→ Exercise task
Reproduce from the records below, with no pictures, exactly the lines between the one containing "Convert this screenshot" and the one containing "border-r border-b border-[#d4d4d4]", inclusive.

→ Data
•••
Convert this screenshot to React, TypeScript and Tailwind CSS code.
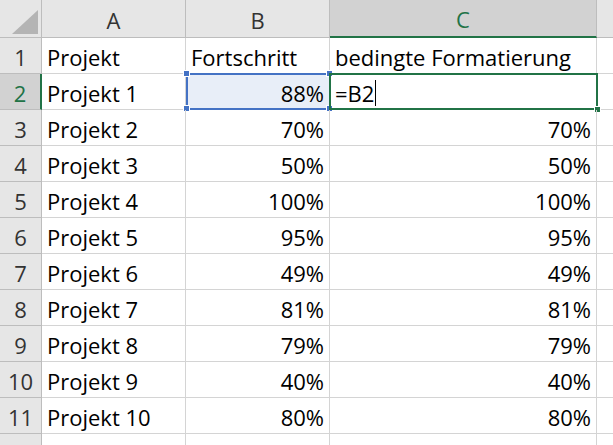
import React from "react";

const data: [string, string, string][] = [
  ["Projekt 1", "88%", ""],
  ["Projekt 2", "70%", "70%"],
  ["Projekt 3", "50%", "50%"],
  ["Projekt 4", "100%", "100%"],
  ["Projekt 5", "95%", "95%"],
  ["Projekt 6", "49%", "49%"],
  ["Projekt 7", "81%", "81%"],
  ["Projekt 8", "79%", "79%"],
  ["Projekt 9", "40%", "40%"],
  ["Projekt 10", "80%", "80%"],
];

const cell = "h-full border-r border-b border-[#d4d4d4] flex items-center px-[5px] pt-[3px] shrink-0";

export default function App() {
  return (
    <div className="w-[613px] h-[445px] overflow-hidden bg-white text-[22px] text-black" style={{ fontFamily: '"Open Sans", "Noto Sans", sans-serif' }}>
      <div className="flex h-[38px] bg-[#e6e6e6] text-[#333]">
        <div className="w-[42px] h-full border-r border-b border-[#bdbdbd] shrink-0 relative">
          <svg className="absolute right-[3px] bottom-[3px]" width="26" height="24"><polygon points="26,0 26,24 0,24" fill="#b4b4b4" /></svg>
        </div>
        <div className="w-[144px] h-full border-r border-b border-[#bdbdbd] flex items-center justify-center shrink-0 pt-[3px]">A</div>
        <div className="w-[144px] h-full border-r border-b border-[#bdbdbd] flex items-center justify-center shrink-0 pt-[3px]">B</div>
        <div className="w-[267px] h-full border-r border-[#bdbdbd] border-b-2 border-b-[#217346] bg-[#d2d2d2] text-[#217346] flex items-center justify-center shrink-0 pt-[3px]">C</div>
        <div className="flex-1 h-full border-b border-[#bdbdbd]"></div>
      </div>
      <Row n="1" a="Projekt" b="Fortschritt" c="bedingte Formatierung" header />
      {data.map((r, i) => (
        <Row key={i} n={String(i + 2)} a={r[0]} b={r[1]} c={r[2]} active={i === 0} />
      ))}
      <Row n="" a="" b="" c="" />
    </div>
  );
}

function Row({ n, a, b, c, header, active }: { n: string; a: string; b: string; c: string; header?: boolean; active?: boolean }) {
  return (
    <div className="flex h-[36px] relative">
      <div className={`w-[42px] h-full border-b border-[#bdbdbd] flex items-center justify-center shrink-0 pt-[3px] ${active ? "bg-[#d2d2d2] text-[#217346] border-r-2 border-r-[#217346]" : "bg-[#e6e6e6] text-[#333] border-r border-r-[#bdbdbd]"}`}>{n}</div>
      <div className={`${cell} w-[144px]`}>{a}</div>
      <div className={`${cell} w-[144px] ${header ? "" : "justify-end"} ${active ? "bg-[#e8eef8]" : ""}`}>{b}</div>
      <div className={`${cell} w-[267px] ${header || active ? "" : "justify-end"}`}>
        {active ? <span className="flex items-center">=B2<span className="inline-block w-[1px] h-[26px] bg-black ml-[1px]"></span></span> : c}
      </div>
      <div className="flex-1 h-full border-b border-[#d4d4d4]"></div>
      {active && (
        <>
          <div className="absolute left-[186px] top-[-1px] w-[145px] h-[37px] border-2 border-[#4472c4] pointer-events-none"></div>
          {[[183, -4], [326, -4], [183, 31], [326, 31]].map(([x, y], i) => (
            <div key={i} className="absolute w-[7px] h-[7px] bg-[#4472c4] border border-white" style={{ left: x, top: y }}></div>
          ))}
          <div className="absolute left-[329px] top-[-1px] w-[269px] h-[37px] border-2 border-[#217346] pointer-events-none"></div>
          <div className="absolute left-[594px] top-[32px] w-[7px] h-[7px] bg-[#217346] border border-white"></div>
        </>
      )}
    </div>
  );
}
•••
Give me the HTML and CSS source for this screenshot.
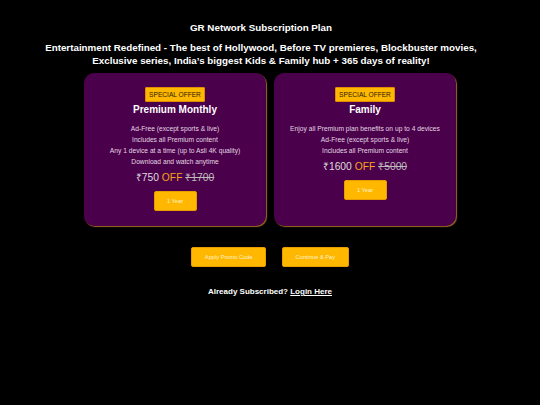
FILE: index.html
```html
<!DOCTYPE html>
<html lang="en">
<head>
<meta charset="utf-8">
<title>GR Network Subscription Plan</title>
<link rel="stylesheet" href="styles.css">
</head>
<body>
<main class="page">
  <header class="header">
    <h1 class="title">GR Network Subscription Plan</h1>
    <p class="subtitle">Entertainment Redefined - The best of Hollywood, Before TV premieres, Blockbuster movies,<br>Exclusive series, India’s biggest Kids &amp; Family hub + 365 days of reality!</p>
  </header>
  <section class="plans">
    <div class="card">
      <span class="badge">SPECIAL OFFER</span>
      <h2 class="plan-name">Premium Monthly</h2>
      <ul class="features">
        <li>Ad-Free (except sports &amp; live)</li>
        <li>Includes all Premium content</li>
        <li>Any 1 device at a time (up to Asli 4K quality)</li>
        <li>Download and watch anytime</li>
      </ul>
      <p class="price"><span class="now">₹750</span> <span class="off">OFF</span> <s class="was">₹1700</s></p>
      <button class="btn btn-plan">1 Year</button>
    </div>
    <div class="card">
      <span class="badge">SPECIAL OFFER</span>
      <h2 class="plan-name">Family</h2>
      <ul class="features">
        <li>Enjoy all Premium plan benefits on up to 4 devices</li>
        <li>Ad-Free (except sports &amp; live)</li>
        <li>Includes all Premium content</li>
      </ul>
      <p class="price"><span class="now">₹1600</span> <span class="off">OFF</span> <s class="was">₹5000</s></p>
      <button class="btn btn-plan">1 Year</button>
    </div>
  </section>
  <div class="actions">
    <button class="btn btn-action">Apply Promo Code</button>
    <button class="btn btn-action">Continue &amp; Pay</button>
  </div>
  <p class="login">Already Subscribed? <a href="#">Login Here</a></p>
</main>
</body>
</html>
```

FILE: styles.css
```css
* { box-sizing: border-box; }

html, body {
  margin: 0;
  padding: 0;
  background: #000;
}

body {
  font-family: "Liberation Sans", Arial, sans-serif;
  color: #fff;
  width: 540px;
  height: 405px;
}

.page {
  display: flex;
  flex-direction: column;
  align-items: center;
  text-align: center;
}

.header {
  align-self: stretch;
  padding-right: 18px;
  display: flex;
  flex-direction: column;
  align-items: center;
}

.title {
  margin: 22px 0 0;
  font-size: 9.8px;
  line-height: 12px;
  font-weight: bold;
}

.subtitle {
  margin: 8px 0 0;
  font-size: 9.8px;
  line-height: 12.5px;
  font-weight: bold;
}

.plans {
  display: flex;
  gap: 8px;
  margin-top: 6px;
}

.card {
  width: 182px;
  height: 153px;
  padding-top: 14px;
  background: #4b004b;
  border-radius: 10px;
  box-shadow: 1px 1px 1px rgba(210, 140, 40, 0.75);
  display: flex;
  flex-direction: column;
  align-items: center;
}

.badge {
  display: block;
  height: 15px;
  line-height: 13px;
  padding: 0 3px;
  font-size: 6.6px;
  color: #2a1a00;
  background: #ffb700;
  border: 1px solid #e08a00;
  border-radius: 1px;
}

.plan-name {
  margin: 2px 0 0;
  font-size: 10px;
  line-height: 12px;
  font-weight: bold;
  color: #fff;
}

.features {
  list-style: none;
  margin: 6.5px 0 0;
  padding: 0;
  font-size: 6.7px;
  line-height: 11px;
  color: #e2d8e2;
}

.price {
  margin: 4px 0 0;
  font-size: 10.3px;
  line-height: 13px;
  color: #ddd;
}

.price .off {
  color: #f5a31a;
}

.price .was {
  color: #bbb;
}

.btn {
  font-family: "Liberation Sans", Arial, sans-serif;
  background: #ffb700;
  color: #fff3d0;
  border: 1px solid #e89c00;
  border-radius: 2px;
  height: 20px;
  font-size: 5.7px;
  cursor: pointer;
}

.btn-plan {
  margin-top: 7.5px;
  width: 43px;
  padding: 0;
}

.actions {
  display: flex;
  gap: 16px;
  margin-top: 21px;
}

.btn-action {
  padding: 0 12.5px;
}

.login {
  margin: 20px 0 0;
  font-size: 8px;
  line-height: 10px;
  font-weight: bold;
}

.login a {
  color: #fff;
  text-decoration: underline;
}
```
•••
→ Full output
Convert this screenshot to React, TypeScript and Tailwind CSS code.
import React from "react";

const data: [string, string, string][] = [
  ["Projekt 1", "88%", ""],
  ["Projekt 2", "70%", "70%"],
  ["Projekt 3", "50%", "50%"],
  ["Projekt 4", "100%", "100%"],
  ["Projekt 5", "95%", "95%"],
  ["Projekt 6", "49%", "49%"],
  ["Projekt 7", "81%", "81%"],
  ["Projekt 8", "79%", "79%"],
  ["Projekt 9", "40%", "40%"],
  ["Projekt 10", "80%", "80%"],
];

const cell = "h-full border-r border-b border-[#d4d4d4] flex items-center px-[5px] pt-[3px] shrink-0";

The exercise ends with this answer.